We’ve previously demonstrated how our attempts to execute an invalid instruction or a privileged instruction while in user mode causes a CPU exception. At the hardware level, the CPU immediately switches it’s privilege mode to kernel mode and jumps at corresponding kernel function installed at boot to handle handle the exception. In this case, the handler function prints an error message to the kernel ring buffer and kills our program.

To give a couple more examples: Software conditions such as dividing by zero or accessing an unaligned address trigger CPU exceptions. Hardware can of course also interrupt CPU execution by changing voltage on CPU pins. Finally, attempting to access a pointer (virtual memory address) for which the memory-mapping unit does not have a corresponding physical address triggers an page fault exception which the kernel may resolve by setting up appropriate mapping (e.g. memory that was lazily allocated or swapped to disk), or by sending the program the SIGSEV signal otherwise known as a “Segmentation Fault”.

Userspace Demo

Here’s a short AT&T-style x86 assembly file we can use to generate a binary that will attempt to execute a privileged instruction:

global _start		; declare the _start symbol to have external linkage for visibility of linker
_start:				; the true entry point for an x86 executable program
	rdmsr			; execute the RDMSR instruction

Build the object file rdmsr.o from rdmsr.src with:

as -o rdmsr.o rdmsr.src

Create the linked executable binary rdmsr from rdmsr.o with:

ld -o rdmsr rdmsr.o.

Invocation of this binary by ./rdmsr should trigger a protection fault.

More information on the #UD Invalid Opcode exception.

Kernelspace Demo

With a small kernel module, we can get Linux to run the same instruction in kernelspace:

#include <linux/module.h>
#include <linux/init.h>
MODULE_LICENSE("GPL");
static int priv_demo_init(void) {
                /* arbitrary poison values */
                int result_lower_32 = -0xAF, result_upper_32 = -0xBF;
                pr_info("EDX:EAX := MSR[ECX];");
                asm ( "rdmsr"
                : "=r" (result_upper_32), "=r" (result_lower_32) : : );
                pr_info("rdmsr: EDX=0x%x, EAX=0x%x\n",
                                result_lower_32, result_upper_32);
                return 0;
}
static void priv_demo_exit(void) {
                pr_info("rdmsr exiting");
}
module_init(priv_demo_init);
module_exit(priv_demo_exit)

We can build this with the same Makefile as shown here on the E2 page.

Fully Automated demo

We created fully automated demo of privileged and unprivileged instruction execution. To acquire and run this demo, enter your VM and run git clone https://kdlp.underground.software/cgit/priv_rdmsr_demo/ and run make inside the directory.
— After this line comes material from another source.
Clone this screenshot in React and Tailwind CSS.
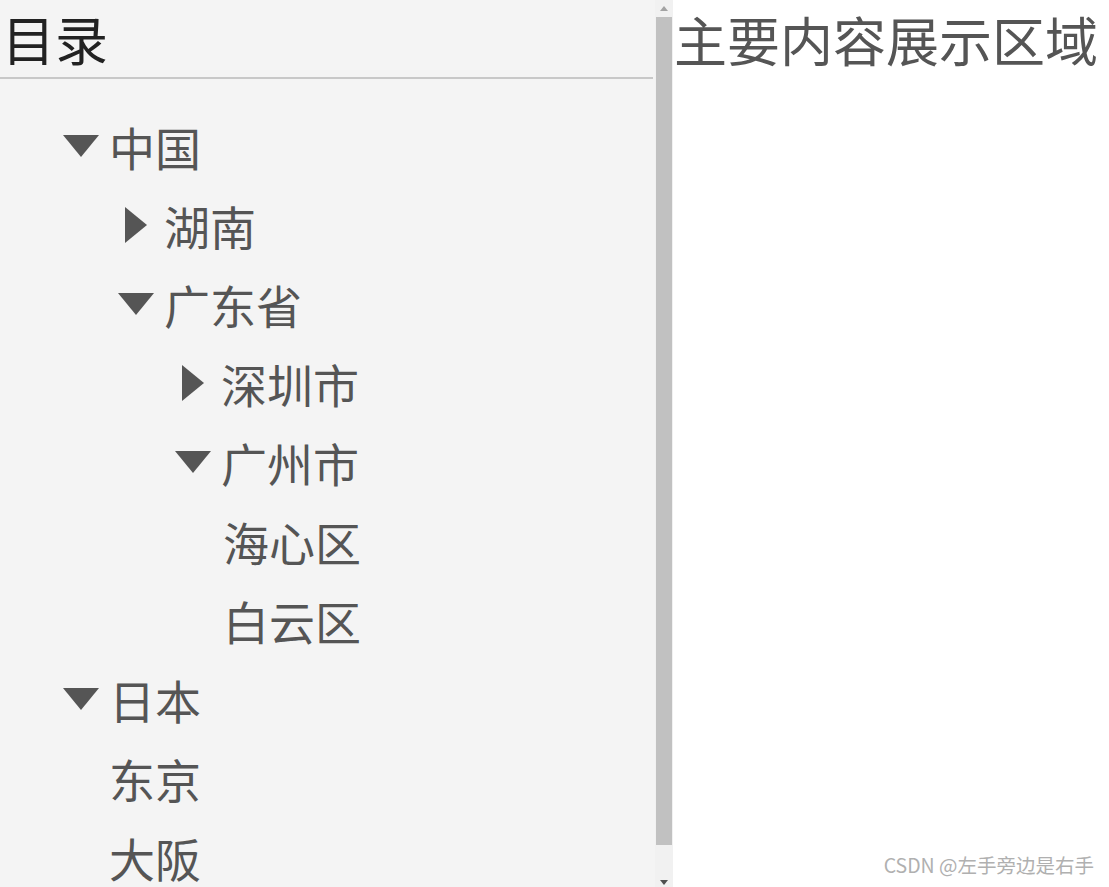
import React from 'react';

const font = { fontFamily: '"Noto Sans CJK SC", "Noto Sans", sans-serif' };

// tree rows, flattened: text x decides indent
const rows = [
  { label: '中国', pad: 'pl-[53px]', state: 'open' },
  { label: '湖南', pad: 'pl-[108px]', state: 'closed' },
  { label: '广东省', pad: 'pl-[108px]', state: 'open' },
  { label: '深圳市', pad: 'pl-[165px]', state: 'closed' },
  { label: '广州市', pad: 'pl-[165px]', state: 'open' },
  { label: '海心区', pad: 'pl-[223px]', state: 'leaf' },
  { label: '白云区', pad: 'pl-[223px]', state: 'leaf' },
  { label: '日本', pad: 'pl-[53px]', state: 'open' },
  { label: '东京', pad: 'pl-[109px]', state: 'leaf' },
  { label: '大阪', pad: 'pl-[109px]', state: 'leaf' },
];

const Marker = ({ open }) => (
  <span className="w-[56px] flex items-center justify-center shrink-0">
    {open ? (
      <svg width="36" height="22" viewBox="0 0 36 22">
        <polygon points="0,0 36,0 18,22" fill="#555555" />
      </svg>
    ) : (
      <svg width="22" height="36" viewBox="0 0 22 36">
        <polygon points="0,0 22,18 0,36" fill="#555555" />
      </svg>
    )}
  </span>
);

const Scrollbar = () => (
  <div className="w-[18px] h-full bg-[#f1f1f1] flex flex-col items-center shrink-0">
    <div className="h-[17px] flex items-center justify-center">
      <svg width="8" height="5" viewBox="0 0 8 5">
        <polygon points="0,5 8,5 4,0" fill="#a3a3a3" />
      </svg>
    </div>
    <div className="w-[16px] h-[828px] bg-[#c1c1c1]" />
    <div className="flex-1 flex items-end justify-center pb-[2px]">
      <svg width="8" height="5" viewBox="0 0 8 5">
        <polygon points="0,0 8,0 4,5" fill="#505050" />
      </svg>
    </div>
  </div>
);

export default function App() {
  return (
    <div className="flex w-[1109px] h-[887px] overflow-hidden bg-white" style={font}>
      <aside className="w-[655px] h-full bg-[#f4f4f4] shrink-0 flex flex-col overflow-hidden">
        <div className="h-[79px] shrink-0 flex items-center pl-[2px] border-b-2 border-[#c8c8c8] mr-[2px]">
          <h1 className="text-[53px] leading-none text-[#222]">目录</h1>
        </div>
        <ul className="pt-[27px] shrink-0">
          {rows.map((r, i) => (
            <li key={i} className={`h-[79px] flex items-center text-[46px] leading-none text-[#555] ${r.pad}`}>
              {r.state !== 'leaf' && <Marker open={r.state === 'open'} />}
              <span>{r.label}</span>
            </li>
          ))}
        </ul>
      </aside>
      <Scrollbar />
      <main className="flex-1 relative">
        <h2 className="h-[79px] flex items-center pl-[1px] text-[53px] leading-none text-[#555] whitespace-nowrap">
          主要内容展示区域
        </h2>
        <div className="absolute right-[15px] bottom-[8px] text-[19.5px] text-[#b0b0b0] whitespace-nowrap">
          CSDN @左手旁边是右手
        </div>
      </main>
    </div>
  );
}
Further look at kernelspace vs userspace demo

We took another look at the demo we posted on L05 after class.

That demo can be found here and obtained by running:

git clone https://kdlp.underground.software/cgit/priv_rdmsr_demo

Ensure that you are comfortable with some of the introductory details we discussed in L05.
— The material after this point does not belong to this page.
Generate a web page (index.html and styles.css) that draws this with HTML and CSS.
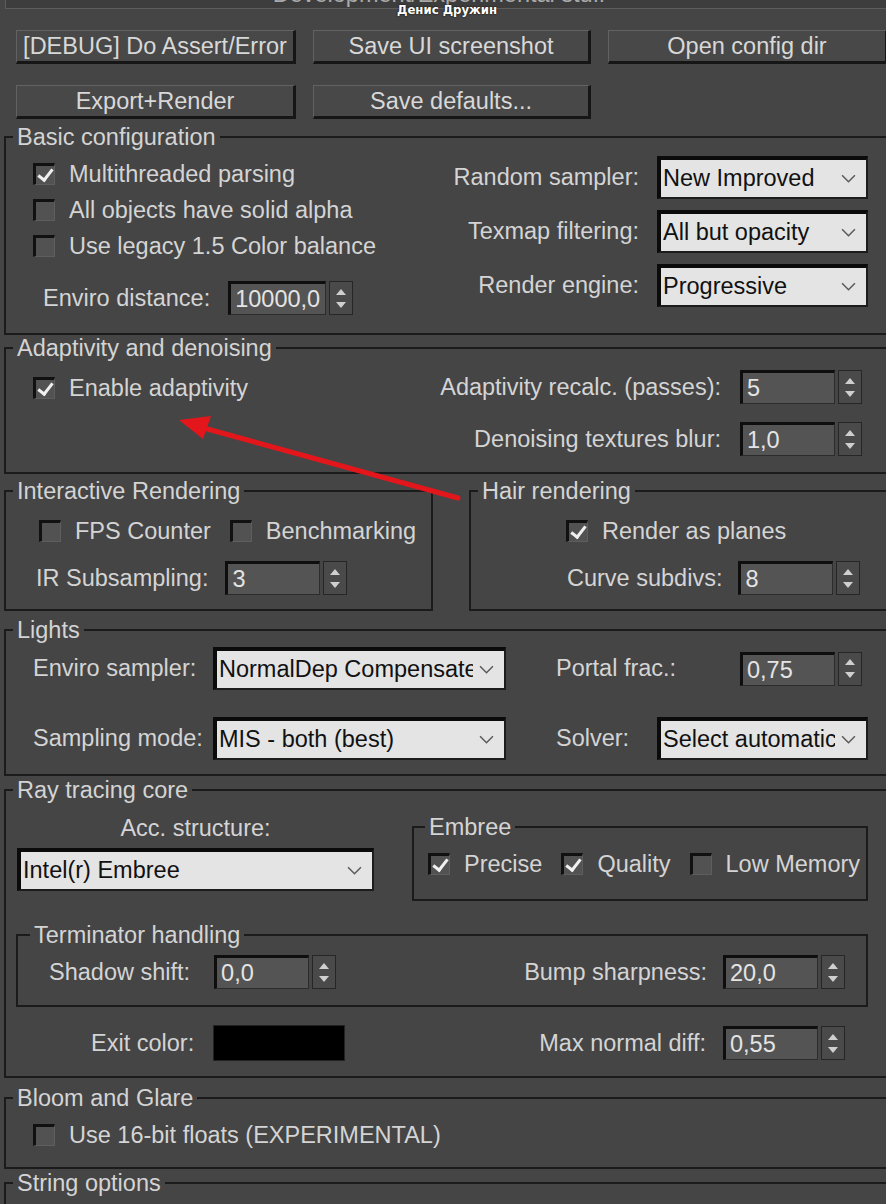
FILE: index.html
```html
<!DOCTYPE html>
<html lang="en">
<head>
  <meta charset="UTF-8">
  <meta name="viewport" content="width=device-width, initial-scale=1.0">
  <title>Development/Experimental stuff</title>
  <link rel="stylesheet" href="styles.css">
</head>
<body>
<div class="panel">
  <div class="rollout-title"><span>Development/Experimental stuff</span></div>
  <div class="author">Денис Дружин</div>

  <div class="buttons">
    <button class="btn">[DEBUG] Do Assert/Error</button>
    <button class="btn">Save UI screenshot</button>
    <button class="btn">Open config dir</button>
    <button class="btn">Export+Render</button>
    <button class="btn">Save defaults...</button>
  </div>

  <fieldset class="group basic">
    <legend>Basic configuration</legend>
    <div class="split">
      <div class="stack">
        <div class="check"><span class="box on"></span>Multithreaded parsing</div>
        <div class="check"><span class="box"></span>All objects have solid alpha</div>
        <div class="check"><span class="box"></span>Use legacy 1.5 Color balance</div>
        <div class="field enviro">
          <span>Enviro distance:</span>
          <div class="spin wide"><div class="spin-val">10000,0</div><div class="spin-btn"><i class="up"></i><i class="down"></i></div></div>
        </div>
      </div>
      <div class="form-grid selects">
        <span class="lbl">Random sampler:</span>
        <div class="select w211"><span class="sel-text">New Improved</span><svg class="chev" viewBox="0 0 14 8"><path d="M1 1l6 6 6-6"/></svg></div>
        <span class="lbl">Texmap filtering:</span>
        <div class="select w211"><span class="sel-text">All but opacity</span><svg class="chev" viewBox="0 0 14 8"><path d="M1 1l6 6 6-6"/></svg></div>
        <span class="lbl">Render engine:</span>
        <div class="select w211"><span class="sel-text">Progressive</span><svg class="chev" viewBox="0 0 14 8"><path d="M1 1l6 6 6-6"/></svg></div>
      </div>
    </div>
  </fieldset>

  <fieldset class="group adapt">
    <legend>Adaptivity and denoising</legend>
    <div class="split">
      <div class="check"><span class="box on"></span>Enable adaptivity</div>
      <div class="form-grid spins">
        <span class="lbl">Adaptivity recalc. (passes):</span>
        <div class="spin"><div class="spin-val">5</div><div class="spin-btn"><i class="up"></i><i class="down"></i></div></div>
        <span class="lbl">Denoising textures blur:</span>
        <div class="spin"><div class="spin-val">1,0</div><div class="spin-btn"><i class="up"></i><i class="down"></i></div></div>
      </div>
    </div>
  </fieldset>

  <div class="pair">
    <fieldset class="group interactive">
      <legend>Interactive Rendering</legend>
      <div class="checks-row">
        <div class="check"><span class="box"></span>FPS Counter</div>
        <div class="check"><span class="box"></span>Benchmarking</div>
      </div>
      <div class="field ir">
        <span>IR Subsampling:</span>
        <div class="spin"><div class="spin-val">3</div><div class="spin-btn"><i class="up"></i><i class="down"></i></div></div>
      </div>
    </fieldset>
    <fieldset class="group hair">
      <legend>Hair rendering</legend>
      <div class="check planes"><span class="box on"></span>Render as planes</div>
      <div class="field curve">
        <span>Curve subdivs:</span>
        <div class="spin"><div class="spin-val">8</div><div class="spin-btn"><i class="up"></i><i class="down"></i></div></div>
      </div>
    </fieldset>
  </div>

  <fieldset class="group lights">
    <legend>Lights</legend>
    <div class="light-row">
      <span class="lbl-main">Enviro sampler:</span>
      <div class="select w293"><span class="sel-text">NormalDep Compensated</span><svg class="chev" viewBox="0 0 14 8"><path d="M1 1l6 6 6-6"/></svg></div>
      <span class="lbl-side portal">Portal frac.:</span>
      <div class="spin"><div class="spin-val">0,75</div><div class="spin-btn"><i class="up"></i><i class="down"></i></div></div>
    </div>
    <div class="light-row">
      <span class="lbl-main">Sampling mode:</span>
      <div class="select w293"><span class="sel-text">MIS - both (best)</span><svg class="chev" viewBox="0 0 14 8"><path d="M1 1l6 6 6-6"/></svg></div>
      <span class="lbl-side solver">Solver:</span>
      <div class="select w211"><span class="sel-text">Select automatically</span><svg class="chev" viewBox="0 0 14 8"><path d="M1 1l6 6 6-6"/></svg></div>
    </div>
  </fieldset>

  <fieldset class="group ray">
    <legend>Ray tracing core</legend>
    <div class="ray-top">
      <div class="acc">
        <div class="acc-label">Acc. structure:</div>
        <div class="select w357"><span class="sel-text">Intel(r) Embree</span><svg class="chev" viewBox="0 0 14 8"><path d="M1 1l6 6 6-6"/></svg></div>
      </div>
      <fieldset class="group embree">
        <legend>Embree</legend>
        <div class="checks-row">
          <div class="check"><span class="box on"></span>Precise</div>
          <div class="check"><span class="box on"></span>Quality</div>
          <div class="check"><span class="box"></span>Low Memory</div>
        </div>
      </fieldset>
    </div>
    <fieldset class="group terminator">
      <legend>Terminator handling</legend>
      <div class="term-row">
        <div class="field shadow">
          <span>Shadow shift:</span>
          <div class="spin"><div class="spin-val">0,0</div><div class="spin-btn"><i class="up"></i><i class="down"></i></div></div>
        </div>
        <div class="field">
          <span>Bump sharpness:</span>
          <div class="spin"><div class="spin-val">20,0</div><div class="spin-btn"><i class="up"></i><i class="down"></i></div></div>
        </div>
      </div>
    </fieldset>
    <div class="exit-row">
      <div class="field exit">
        <span>Exit color:</span>
        <div class="swatch"></div>
      </div>
      <div class="field">
        <span>Max normal diff:</span>
        <div class="spin"><div class="spin-val">0,55</div><div class="spin-btn"><i class="up"></i><i class="down"></i></div></div>
      </div>
    </div>
  </fieldset>

  <fieldset class="group bloom">
    <legend>Bloom and Glare</legend>
    <div class="check"><span class="box"></span>Use 16-bit floats (EXPERIMENTAL)</div>
  </fieldset>

  <fieldset class="group strings">
    <legend>String options</legend>
  </fieldset>

  <svg class="annotation" viewBox="0 0 886 1204" width="886" height="1204">
    <line x1="458" y1="498" x2="200" y2="427" stroke="#e3161b" stroke-width="5" stroke-linecap="round"/>
    <polygon points="179,420 211,416 203,439" fill="#e3161b"/>
  </svg>
</div>
</body>
</html>
```

FILE: styles.css
```css
* {
  box-sizing: border-box;
}

body {
  margin: 0;
  background: #454545;
  color: #d4d4d4;
  font-family: "Liberation Sans", Arial, sans-serif;
  font-size: 23.5px;
  overflow: hidden;
}

.panel {
  position: relative;
  width: 896px;
  height: 1204px;
}

/* rollout header, mostly scrolled out of view */
.rollout-title {
  height: 9px;
  margin-left: 5px;
  background: #3d3d3d;
  border-left: 1px solid #5c5c5c;
  border-bottom: 1px solid #5c5c5c;
  overflow: hidden;
}

.rollout-title span {
  display: block;
  margin-top: -18px;
  margin-left: -10px;
  line-height: 24px;
  text-align: center;
  width: 886px;
  color: #aaaaaa;
}

.author {
  position: absolute;
  top: 2px;
  left: 397px;
  font-family: "DejaVu Sans Condensed", "DejaVu Sans", sans-serif;
  font-weight: bold;
  font-size: 13px;
  color: #ffffff;
  text-shadow: 0 0 2px #000;
}

.buttons {
  display: grid;
  grid-template-columns: 280px 278px 280px;
  column-gap: 17px;
  row-gap: 21px;
  margin: 21px 0 0 16px;
}

.btn {
  height: 34px;
  padding: 0;
  font: inherit;
  color: #d8d8d8;
  background: #484848;
  border-top: 1px solid #626262;
  border-left: 1px solid #626262;
  border-right: 3px solid #161616;
  border-bottom: 3px solid #161616;
}

/* group boxes */
.group {
  margin: 0 0 0 4px;
  padding: 0;
  min-width: 0;
  border: 2px solid #1b1b1b;
}

.group legend {
  margin-left: 7px;
  padding: 0 4px;
  line-height: 24px;
}

.check {
  display: flex;
  align-items: center;
  gap: 14px;
  height: 36px;
  white-space: nowrap;
}

.box {
  position: relative;
  width: 22px;
  height: 22px;
  flex: none;
  background: #525252;
  border-top: 3px solid #111;
  border-left: 3px solid #111;
  border-right: 1px solid #5e5e5e;
  border-bottom: 1px solid #5e5e5e;
}

.box.on::after {
  content: '';
  position: absolute;
  left: 5px;
  top: 0;
  width: 6px;
  height: 12px;
  border: solid #f0f0f0;
  border-width: 0 3px 3px 0;
  transform: rotate(38deg);
}

.field {
  display: flex;
  align-items: center;
  white-space: nowrap;
}

/* spinner */
.spin {
  display: flex;
  gap: 3px;
  height: 34px;
  flex: none;
}

.spin-val {
  width: 95px;
  padding-left: 4px;
  line-height: 30px;
  color: #e4e4e4;
  background: #545454;
  border-top: 3px solid #0e0e0e;
  border-left: 3px solid #0e0e0e;
  border-right: 1px solid #2c2c2c;
  border-bottom: 1px solid #2c2c2c;
  overflow: hidden;
  white-space: nowrap;
}

.spin.wide .spin-val {
  width: 98px;
}

.spin-btn {
  width: 24px;
  display: flex;
  flex-direction: column;
  align-items: center;
  justify-content: center;
  gap: 7px;
  background: #4a4a4a;
  border: 1px solid #262626;
}

.spin-btn .up {
  border-left: 5px solid transparent;
  border-right: 5px solid transparent;
  border-bottom: 6px solid #cfcfcf;
}

.spin-btn .down {
  border-left: 5px solid transparent;
  border-right: 5px solid transparent;
  border-top: 6px solid #cfcfcf;
}

/* dropdown */
.select {
  display: flex;
  align-items: center;
  height: 43px;
  padding: 0 10px 0 2px;
  color: #111;
  background: #e4e4e4;
  border-top: 4px solid #0b0b0b;
  border-left: 4px solid #0b0b0b;
  border-right: 2px solid #1c1c1c;
  border-bottom: 2px solid #1c1c1c;
}

.sel-text {
  flex: 1;
  overflow: hidden;
  white-space: nowrap;
}

.chev {
  width: 15px;
  height: 9px;
  margin-left: 6px;
  flex: none;
  fill: none;
  stroke: #5a5a5a;
  stroke-width: 1.4;
}

.w211 { width: 211px; }
.w293 { width: 293px; }
.w357 { width: 357px; }

.form-grid {
  display: grid;
  grid-template-columns: auto auto;
  align-items: center;
}

.form-grid .lbl {
  justify-self: end;
  white-space: nowrap;
}

/* basic configuration */
.basic {
  margin-top: 6px;
}

.split {
  display: flex;
  justify-content: space-between;
  align-items: flex-start;
}

.basic .split {
  padding: 7px 26px 18px 27px;
}

.stack {
  display: flex;
  flex-direction: column;
}

.enviro {
  margin: 17px 0 0 10px;
  gap: 18px;
}

.selects {
  column-gap: 18px;
  row-gap: 11px;
}

/* adaptivity */
.adapt {
  margin-top: 1px;
}

.adapt .split {
  padding: 10px 32px 16px 27px;
}

.spins {
  column-gap: 19px;
  row-gap: 18px;
}

/* interactive + hair */
.pair {
  display: flex;
  margin: 5px 0 0 4px;
}

.pair .group {
  margin-left: 0;
}

.interactive {
  width: 429px;
  padding: 10px 0 14px 33px;
}

.interactive legend {
  margin-left: -26px;
}

.checks-row {
  display: flex;
}

.checks-row .check + .check {
  margin-left: 19px;
}

.ir {
  margin: 12px 0 0 -3px;
  gap: 17px;
}

.pair .hair {
  flex: 1;
  margin-left: 36px;
  padding: 10px 0 14px 0;
}

.planes {
  margin-left: 95px;
}

.curve {
  margin: 12px 0 0 96px;
  gap: 16px;
}

/* lights */
.lights {
  margin-top: 7px;
  padding: 5px 0 14px 27px;
}

.lights legend,
.bloom legend {
  margin-left: -20px;
}

.light-row {
  display: flex;
  align-items: center;
  height: 43px;
  white-space: nowrap;
}

.light-row + .light-row {
  margin-top: 27px;
}

.lbl-main {
  width: 180px;
}

.lbl-side {
  margin-left: 50px;
}

.portal { width: 184px; }
.solver { width: 101px; }

/* ray tracing core */
.ray {
  margin-top: 2px;
}

.ray-top {
  display: flex;
  align-items: flex-start;
  padding: 14px 0 0 11px;
}

.acc-label {
  line-height: 24px;
  text-align: center;
  margin-bottom: 8px;
}

.ray .embree {
  width: 456px;
  margin: -1px 0 0 38px;
  padding: 7px 0 17px 14px;
}

.embree legend {
  margin-left: -3px;
}

.terminator legend {
  margin-left: -19px;
}

.ray .terminator {
  margin: 22px 26px 0 10px;
  padding: 8px 21px 16px 31px;
}

.term-row,
.exit-row {
  display: flex;
  justify-content: space-between;
  align-items: center;
}

.term-row .field {
  gap: 16px;
}

.term-row .shadow {
  gap: 24px;
}

.exit-row {
  height: 36px;
  margin: 18px 49px 15px 85px;
}

.exit-row .field {
  gap: 17px;
}

.exit-row .exit {
  gap: 19px;
}

.swatch {
  width: 132px;
  height: 36px;
  background: #000;
  border: 1px solid #222;
}

/* bloom, strings */
.bloom {
  margin-top: 8px;
  padding: 7px 0 14px 27px;
}

.strings {
  margin-top: 2px;
  height: 80px;
}

.annotation {
  position: absolute;
  top: 0;
  left: 0;
  pointer-events: none;
}
```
Recall from L05 that a trap is a type of CPU exception.

We browsed the source for the Linux implementation of trap handling to understand the codepath that executes when the user executes the “UD2” instruction and prints a message to the kernel ring buffer (dmesg).

Th address of the handler for this exception is defined in arch/x86/kernel/traps.c, as exc_invalid_op. Elsewhere, the corresponding row of the IDT is set to this address, so when the exception is generated, handle_invalid_op is called.

If you are interested in the IDT then may also be interested in the GDT.

Linux implements a lot of x86-specific IDT related code in arch/x86/kernel/idt.c.

Intro to kernelspace

To begin, we used parts of the Kernel Modules and Device Drivers slide deck.

The slides are a little bit out of sync with how we have re-arranged the course and we have not yet reached device driver development.
The last three slides were the most relevant, however students may be interested in taking a look at the rest of it.
The kernel uses a small, fixed-size stack, compared to the larger, extendable stack used by userspace programs.
The C library, itself being a userspace program, is not available in kernelspace. Instead, many – but importantly not all – are implemented within the kernel.
For example, the IEEE754 floating point storage type that we all know and love from userspace C programming is entirely banned from the kernel.
The reason is that when CPU switches between kernelspace and userspace, it has to save and restore it’s execution state to remember where it left off, and saving and restoring the floating point registers is considered to be too much overhead.
The kernel uses a different range of the address space than userspace. On x86_64 systems, the virtual address space is generally split in half

The most important takeaway: kernel code is reentrant

Definition: A computer program is considered reentrant if and only if multiple concurrent executions of the same program always run correctly.
Further information can be found on the reentrancy Wikipedia page.
Assume that any line of code in the kernel can be running at any time with any number of concurrent executions of the same code.